Sitting with a beer and a ham and mozzarella cannoli in Modica, feeling a little crestfallen let’s admit it, two thoughts occur to me: Italian pastry is very stodgy and I’ll avoid it in future – understand it’s role is to be filling while hiding the fact that fillings are the expensive bit while flour and water are plentiful, Second I’m on holiday on an island and while I’ve seen the sea I’ve not really been that close or indeed to the seaside. So Giulia is tasked with taking me to Modica Marina which sounds like it should be on the coast. It is and it’s lovely. Free parking until the season kicks in on June 25, a sandy beach and a promenade which I guess would be filled with eateries when the season starts, and aloo. I sit on an bench for an hour and read Colm Toibin’s fabulous sequel to Brooklyn, Long Island. I’m biting my nails with the jeopardy at every turn. What a writer! This is what holidays are meant to be. Eilis takes a dip in freezing Irish Sea in the chapter I just finished.
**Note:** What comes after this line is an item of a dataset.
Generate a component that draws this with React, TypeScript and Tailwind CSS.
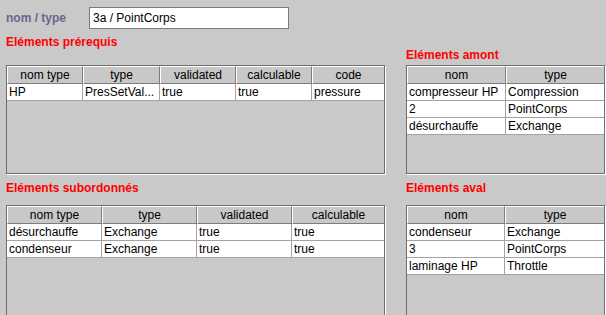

Encouraged by this I took myself to the strand, removed my shoes and exposed the wounded Birkenstock toe to the healing influence of the warm and salty Med. Seems to have worked as it’s not leaking stuff anymore. Now I’d said to lots of people I was booking a BnB in Siracusa so I could market shop and cook one night or so, because I love markets and regret not being able to shop because I’m in a hotel. Well Monday I’d just arrived, Tuesday was the theatre trip and a huge lunch so now looked like the tine. A local supplier allowed me to purchase one potato (cubed and fried in olive oil with the rosemary I’d knicked), an aubergine, a pepper and he had a piece of pork fillet (unusual in Sicily) an attractive option after an almost entirely, and happily fish diet, it seemed a good idea. I cubed the pork and made a mini-ratatouille with the veg and enjoyed it with the only possible wine since I’d driven through Avola in the morning.